**Given problem:** Each line that holds the word "components" should be returned.
>> START Information provided
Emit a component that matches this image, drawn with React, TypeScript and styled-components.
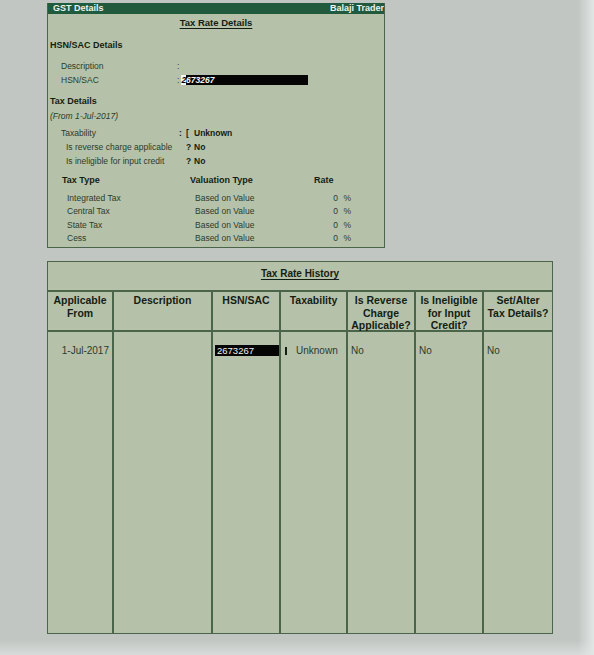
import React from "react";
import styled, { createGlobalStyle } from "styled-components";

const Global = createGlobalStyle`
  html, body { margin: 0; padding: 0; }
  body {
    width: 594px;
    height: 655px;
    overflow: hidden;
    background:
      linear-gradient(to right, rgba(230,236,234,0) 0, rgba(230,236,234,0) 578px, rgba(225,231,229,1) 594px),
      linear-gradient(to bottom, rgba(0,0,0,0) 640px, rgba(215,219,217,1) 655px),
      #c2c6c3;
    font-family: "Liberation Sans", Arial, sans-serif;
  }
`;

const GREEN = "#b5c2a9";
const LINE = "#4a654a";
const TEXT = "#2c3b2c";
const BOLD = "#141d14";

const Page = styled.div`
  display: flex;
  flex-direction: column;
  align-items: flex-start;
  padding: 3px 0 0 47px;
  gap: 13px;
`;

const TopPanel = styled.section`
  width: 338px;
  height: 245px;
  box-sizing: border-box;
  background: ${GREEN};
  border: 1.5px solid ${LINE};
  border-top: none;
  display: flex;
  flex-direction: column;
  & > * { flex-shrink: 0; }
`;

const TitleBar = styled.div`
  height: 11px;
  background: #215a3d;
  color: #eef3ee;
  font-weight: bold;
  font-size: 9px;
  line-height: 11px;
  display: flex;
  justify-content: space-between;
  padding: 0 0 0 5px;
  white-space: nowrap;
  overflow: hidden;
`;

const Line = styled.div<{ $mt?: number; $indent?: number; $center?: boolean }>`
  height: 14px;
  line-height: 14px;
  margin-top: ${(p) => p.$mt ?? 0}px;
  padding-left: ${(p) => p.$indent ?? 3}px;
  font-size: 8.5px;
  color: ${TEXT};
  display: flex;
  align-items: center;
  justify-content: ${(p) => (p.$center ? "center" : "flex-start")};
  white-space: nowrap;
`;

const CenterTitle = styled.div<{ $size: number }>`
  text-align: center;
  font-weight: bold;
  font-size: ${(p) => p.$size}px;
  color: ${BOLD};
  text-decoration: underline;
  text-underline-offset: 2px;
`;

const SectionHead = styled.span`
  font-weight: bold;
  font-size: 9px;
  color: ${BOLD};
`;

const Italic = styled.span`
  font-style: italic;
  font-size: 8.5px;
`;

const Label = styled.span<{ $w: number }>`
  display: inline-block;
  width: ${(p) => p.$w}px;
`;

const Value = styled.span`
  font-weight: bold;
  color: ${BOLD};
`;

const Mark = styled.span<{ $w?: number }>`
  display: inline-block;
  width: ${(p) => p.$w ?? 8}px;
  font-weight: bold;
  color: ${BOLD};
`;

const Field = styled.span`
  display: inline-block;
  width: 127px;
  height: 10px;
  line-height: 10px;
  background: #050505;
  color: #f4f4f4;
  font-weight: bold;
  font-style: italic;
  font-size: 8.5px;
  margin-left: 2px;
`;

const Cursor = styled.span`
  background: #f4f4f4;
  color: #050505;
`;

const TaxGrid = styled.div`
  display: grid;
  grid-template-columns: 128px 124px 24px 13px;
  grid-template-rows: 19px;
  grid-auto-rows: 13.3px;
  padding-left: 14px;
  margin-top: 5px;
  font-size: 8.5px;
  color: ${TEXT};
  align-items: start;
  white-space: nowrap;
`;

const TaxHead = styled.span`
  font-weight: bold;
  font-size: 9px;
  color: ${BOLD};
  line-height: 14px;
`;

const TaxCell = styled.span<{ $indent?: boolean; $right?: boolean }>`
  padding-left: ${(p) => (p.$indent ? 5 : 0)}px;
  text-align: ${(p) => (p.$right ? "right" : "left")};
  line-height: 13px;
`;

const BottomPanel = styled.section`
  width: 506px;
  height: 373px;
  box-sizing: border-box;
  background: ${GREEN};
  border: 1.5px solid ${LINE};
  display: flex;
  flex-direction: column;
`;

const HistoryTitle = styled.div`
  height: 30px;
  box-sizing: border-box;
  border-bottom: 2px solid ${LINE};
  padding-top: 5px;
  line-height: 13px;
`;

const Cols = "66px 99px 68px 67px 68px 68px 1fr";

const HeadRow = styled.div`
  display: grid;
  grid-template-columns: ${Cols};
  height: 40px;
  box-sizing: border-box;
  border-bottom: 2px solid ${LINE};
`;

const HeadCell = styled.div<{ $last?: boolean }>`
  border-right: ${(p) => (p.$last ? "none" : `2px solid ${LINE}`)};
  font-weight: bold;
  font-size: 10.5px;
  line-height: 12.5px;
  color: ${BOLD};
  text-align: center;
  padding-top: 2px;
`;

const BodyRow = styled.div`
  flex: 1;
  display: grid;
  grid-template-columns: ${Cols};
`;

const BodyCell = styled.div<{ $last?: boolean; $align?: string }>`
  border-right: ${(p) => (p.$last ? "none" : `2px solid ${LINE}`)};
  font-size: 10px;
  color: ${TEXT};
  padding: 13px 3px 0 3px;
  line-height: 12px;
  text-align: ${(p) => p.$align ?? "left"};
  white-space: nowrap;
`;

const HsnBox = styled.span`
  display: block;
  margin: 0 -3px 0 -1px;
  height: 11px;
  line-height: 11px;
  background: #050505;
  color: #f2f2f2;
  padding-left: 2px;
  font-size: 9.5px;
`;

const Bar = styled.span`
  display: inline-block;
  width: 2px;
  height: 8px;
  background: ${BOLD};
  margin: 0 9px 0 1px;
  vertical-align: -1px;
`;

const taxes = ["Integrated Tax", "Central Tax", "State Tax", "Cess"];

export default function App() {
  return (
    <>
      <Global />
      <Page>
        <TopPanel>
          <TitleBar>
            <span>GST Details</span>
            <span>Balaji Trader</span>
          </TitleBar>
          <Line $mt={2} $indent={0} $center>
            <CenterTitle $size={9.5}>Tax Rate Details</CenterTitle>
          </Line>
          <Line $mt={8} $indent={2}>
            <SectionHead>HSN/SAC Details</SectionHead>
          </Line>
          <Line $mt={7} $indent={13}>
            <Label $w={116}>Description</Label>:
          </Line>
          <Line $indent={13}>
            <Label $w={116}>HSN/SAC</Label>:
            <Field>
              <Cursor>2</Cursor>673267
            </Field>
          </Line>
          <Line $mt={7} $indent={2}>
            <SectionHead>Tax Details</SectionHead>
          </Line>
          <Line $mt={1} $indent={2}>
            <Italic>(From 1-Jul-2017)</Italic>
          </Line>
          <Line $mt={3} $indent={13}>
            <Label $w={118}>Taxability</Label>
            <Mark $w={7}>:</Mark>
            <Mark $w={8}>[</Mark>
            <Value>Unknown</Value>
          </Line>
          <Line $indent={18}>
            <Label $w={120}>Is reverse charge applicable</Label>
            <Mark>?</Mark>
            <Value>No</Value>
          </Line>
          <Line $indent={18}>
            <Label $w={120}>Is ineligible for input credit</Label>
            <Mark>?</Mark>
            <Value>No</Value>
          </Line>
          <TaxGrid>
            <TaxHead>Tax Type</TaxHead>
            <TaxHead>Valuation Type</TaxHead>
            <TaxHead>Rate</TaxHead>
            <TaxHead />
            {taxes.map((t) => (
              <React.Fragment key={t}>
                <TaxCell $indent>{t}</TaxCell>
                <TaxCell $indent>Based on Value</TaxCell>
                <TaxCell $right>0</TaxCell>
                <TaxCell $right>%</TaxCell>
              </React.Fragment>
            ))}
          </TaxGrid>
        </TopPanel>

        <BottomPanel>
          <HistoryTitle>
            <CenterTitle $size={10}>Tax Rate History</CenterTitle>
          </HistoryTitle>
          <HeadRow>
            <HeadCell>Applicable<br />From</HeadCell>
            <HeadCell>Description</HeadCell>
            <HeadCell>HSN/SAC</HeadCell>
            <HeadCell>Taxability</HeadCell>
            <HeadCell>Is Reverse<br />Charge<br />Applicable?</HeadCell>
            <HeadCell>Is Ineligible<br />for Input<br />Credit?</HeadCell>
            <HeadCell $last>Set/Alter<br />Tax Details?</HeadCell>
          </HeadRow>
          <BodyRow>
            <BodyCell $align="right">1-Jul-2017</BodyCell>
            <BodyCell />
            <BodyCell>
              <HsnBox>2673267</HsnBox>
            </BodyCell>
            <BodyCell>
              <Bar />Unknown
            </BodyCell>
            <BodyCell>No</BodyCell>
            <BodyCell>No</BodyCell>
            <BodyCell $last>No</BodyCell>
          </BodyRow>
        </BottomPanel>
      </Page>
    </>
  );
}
>> END Information provided
**Solution for this problem:**
Emit a component that matches this image, drawn with React, TypeScript and styled-components.
import styled, { createGlobalStyle } from "styled-components";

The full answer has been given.